| DATASET ENTRIES |
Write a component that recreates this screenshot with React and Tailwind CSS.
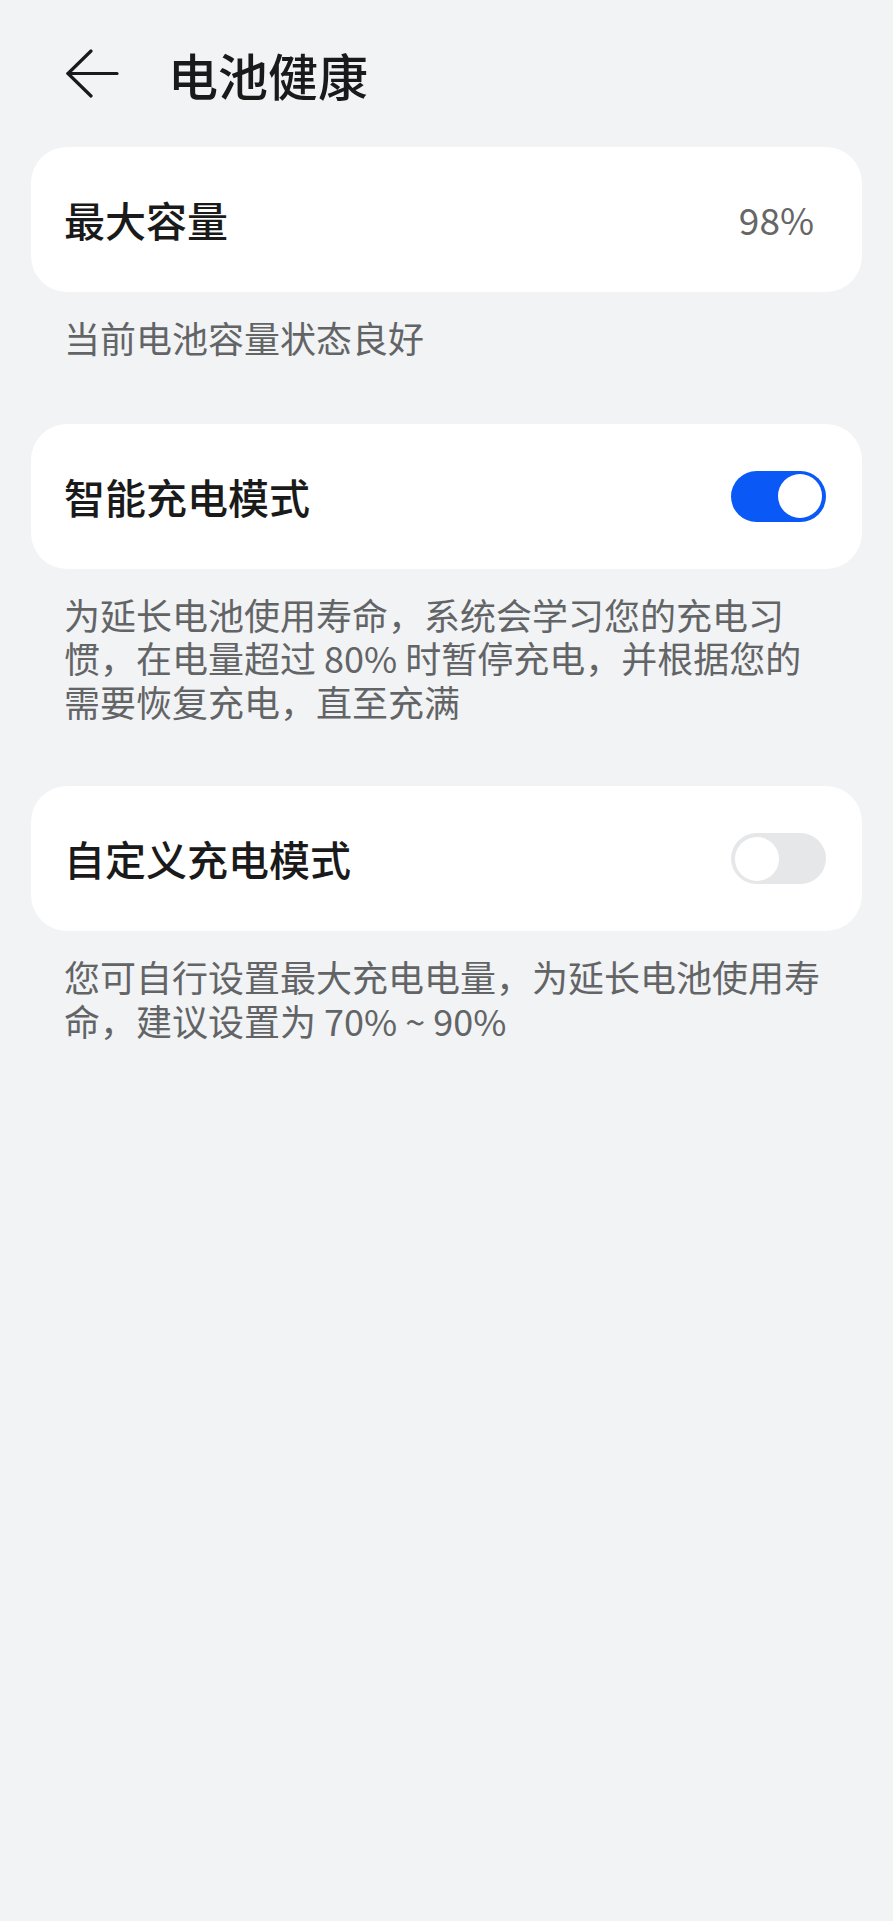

* * *

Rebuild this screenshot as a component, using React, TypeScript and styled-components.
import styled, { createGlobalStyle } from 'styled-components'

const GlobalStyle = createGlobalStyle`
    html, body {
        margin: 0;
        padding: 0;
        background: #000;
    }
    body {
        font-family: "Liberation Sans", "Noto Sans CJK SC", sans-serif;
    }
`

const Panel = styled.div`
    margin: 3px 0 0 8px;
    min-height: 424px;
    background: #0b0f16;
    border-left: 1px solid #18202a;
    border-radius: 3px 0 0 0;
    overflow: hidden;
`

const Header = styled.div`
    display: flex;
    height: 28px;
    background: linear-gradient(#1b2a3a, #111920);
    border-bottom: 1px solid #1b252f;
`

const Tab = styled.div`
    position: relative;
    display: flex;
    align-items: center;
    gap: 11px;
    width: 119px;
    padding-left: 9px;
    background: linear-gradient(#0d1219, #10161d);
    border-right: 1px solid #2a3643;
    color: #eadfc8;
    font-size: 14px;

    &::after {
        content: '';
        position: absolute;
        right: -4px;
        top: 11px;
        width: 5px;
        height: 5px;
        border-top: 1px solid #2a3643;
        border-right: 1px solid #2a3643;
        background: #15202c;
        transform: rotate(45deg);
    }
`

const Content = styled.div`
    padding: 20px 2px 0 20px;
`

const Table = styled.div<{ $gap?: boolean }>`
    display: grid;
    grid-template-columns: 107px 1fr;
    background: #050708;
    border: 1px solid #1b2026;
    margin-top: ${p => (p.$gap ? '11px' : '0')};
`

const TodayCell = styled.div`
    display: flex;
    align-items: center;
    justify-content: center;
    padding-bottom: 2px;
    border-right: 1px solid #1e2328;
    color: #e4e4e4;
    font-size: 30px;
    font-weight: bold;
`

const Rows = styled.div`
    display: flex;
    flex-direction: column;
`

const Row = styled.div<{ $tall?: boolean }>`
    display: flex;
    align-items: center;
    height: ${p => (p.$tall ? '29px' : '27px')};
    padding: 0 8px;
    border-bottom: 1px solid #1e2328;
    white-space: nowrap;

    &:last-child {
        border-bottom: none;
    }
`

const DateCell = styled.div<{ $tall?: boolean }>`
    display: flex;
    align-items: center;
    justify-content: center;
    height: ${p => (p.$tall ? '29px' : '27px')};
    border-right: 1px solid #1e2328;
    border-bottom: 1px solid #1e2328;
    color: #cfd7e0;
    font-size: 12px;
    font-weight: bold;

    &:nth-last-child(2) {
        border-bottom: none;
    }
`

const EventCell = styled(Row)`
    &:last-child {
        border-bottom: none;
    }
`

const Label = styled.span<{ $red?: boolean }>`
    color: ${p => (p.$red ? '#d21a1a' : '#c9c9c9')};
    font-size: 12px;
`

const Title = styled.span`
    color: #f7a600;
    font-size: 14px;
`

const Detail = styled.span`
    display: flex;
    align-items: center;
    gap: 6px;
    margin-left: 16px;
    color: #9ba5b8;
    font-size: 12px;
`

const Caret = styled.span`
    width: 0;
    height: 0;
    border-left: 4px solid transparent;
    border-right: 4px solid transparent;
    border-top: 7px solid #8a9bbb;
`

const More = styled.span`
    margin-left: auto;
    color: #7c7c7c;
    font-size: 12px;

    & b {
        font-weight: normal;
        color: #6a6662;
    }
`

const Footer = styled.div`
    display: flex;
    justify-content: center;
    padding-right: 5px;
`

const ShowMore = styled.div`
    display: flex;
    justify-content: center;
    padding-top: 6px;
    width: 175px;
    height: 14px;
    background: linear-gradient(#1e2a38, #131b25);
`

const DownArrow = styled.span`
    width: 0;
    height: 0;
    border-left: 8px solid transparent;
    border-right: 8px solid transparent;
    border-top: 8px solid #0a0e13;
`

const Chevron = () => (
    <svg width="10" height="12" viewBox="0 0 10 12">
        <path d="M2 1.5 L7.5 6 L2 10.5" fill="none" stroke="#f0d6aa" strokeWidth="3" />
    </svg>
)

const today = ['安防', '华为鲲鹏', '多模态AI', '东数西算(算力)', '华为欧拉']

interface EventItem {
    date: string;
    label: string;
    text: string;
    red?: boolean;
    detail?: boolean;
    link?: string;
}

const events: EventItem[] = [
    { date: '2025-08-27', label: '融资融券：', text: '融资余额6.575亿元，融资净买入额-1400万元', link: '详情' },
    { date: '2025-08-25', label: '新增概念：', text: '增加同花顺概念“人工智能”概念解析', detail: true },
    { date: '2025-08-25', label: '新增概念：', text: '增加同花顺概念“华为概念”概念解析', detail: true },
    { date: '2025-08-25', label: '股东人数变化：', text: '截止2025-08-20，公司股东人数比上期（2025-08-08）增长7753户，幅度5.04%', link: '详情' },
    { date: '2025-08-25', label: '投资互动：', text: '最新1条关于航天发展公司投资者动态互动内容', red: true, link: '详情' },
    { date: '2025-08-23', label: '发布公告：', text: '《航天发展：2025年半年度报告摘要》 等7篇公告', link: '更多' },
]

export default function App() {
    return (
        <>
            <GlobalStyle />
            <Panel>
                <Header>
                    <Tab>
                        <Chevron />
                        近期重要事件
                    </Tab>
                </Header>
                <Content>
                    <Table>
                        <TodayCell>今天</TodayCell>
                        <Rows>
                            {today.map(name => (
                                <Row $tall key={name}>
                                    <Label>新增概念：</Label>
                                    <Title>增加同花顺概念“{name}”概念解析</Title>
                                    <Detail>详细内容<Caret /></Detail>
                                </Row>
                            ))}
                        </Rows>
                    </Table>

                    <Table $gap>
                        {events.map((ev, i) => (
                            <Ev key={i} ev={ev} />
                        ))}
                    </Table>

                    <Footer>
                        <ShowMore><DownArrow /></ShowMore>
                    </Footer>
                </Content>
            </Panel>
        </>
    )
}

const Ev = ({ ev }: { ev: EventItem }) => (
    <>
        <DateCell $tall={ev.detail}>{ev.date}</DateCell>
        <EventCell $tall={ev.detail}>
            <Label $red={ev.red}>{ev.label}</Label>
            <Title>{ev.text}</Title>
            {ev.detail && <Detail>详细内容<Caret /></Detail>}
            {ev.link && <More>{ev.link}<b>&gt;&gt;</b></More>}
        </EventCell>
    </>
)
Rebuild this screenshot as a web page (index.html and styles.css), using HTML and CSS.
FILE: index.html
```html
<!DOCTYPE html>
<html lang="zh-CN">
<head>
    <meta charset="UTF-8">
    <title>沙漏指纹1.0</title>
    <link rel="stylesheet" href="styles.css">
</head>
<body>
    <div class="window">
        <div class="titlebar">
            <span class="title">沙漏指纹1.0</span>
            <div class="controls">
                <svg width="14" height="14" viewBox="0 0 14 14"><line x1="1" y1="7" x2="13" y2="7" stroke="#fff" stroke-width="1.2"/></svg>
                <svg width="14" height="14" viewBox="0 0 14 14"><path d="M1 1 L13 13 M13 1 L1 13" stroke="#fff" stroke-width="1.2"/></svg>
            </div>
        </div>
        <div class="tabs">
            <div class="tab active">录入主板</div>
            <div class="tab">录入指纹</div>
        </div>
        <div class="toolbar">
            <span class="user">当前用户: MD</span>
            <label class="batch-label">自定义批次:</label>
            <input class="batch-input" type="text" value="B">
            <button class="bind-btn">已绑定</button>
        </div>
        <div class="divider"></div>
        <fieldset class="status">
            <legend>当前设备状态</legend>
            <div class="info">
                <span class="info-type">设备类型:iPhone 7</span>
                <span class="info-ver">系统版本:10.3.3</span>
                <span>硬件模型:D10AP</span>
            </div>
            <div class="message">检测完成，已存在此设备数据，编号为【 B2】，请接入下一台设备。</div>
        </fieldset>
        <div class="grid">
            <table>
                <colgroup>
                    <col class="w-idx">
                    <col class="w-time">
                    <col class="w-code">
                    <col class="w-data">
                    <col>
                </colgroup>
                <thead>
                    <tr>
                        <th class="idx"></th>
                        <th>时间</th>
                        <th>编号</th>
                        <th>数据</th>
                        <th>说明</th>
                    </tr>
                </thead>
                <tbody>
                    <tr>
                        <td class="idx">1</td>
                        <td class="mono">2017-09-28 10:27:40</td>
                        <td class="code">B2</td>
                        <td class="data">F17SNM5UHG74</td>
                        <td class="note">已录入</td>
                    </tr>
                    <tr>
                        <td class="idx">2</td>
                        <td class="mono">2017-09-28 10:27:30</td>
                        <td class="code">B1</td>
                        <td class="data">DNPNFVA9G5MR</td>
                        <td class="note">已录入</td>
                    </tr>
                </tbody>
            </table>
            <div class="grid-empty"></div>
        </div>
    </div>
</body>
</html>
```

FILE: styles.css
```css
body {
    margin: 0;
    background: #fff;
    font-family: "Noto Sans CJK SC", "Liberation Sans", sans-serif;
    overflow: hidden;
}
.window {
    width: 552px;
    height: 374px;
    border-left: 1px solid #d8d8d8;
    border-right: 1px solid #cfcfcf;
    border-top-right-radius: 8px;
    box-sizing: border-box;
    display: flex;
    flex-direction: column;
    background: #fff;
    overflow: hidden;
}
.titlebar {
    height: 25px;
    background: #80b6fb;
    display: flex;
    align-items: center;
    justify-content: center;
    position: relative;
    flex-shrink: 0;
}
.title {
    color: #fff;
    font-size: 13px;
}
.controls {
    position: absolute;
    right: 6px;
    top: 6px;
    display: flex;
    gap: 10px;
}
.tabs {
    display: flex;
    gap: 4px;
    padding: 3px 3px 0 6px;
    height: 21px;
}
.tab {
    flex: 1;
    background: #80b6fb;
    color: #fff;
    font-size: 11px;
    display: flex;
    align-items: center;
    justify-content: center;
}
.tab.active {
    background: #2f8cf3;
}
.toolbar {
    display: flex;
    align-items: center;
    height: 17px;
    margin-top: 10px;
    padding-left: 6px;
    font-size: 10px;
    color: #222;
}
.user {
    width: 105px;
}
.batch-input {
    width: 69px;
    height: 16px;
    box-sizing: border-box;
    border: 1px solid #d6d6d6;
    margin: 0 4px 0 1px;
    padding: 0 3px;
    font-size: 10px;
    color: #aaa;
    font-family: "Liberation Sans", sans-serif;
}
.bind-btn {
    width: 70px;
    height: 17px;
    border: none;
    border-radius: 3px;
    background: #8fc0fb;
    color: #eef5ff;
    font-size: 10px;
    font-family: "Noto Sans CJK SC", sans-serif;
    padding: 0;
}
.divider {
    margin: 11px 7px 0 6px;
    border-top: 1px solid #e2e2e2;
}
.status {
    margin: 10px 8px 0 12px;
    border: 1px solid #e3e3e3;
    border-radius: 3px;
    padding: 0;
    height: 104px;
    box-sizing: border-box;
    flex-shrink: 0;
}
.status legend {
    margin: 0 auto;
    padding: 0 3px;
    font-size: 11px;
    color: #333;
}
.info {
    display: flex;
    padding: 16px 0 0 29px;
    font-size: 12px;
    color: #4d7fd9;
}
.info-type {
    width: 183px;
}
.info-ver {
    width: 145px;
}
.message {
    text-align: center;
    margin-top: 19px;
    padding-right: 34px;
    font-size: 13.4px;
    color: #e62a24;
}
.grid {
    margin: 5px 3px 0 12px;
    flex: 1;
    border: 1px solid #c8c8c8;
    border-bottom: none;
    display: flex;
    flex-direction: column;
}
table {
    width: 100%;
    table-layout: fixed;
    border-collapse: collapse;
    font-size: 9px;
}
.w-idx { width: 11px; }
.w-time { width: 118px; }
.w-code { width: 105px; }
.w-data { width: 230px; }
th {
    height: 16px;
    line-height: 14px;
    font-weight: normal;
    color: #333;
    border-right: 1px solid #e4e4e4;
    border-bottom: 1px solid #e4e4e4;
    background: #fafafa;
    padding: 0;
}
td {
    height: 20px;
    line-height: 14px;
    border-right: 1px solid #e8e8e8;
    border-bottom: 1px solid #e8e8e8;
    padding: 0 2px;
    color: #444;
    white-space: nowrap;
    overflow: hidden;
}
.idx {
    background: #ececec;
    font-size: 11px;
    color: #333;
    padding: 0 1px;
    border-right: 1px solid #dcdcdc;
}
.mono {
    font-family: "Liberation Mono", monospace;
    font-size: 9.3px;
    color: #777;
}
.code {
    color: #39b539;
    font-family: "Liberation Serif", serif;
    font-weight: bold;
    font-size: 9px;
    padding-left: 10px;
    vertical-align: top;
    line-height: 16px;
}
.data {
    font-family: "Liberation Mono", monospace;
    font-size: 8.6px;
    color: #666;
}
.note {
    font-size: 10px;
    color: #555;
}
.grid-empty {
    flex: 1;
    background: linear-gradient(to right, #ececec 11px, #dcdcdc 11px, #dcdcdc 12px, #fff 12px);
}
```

| STATED EXERCISE |
In the entries above, identify every line with the string "using".

| ANSWER TO THE PROBLEM |
Rebuild this screenshot as a component, using React, TypeScript and styled-components.
Rebuild this screenshot as a web page (index.html and styles.css), using HTML and CSS.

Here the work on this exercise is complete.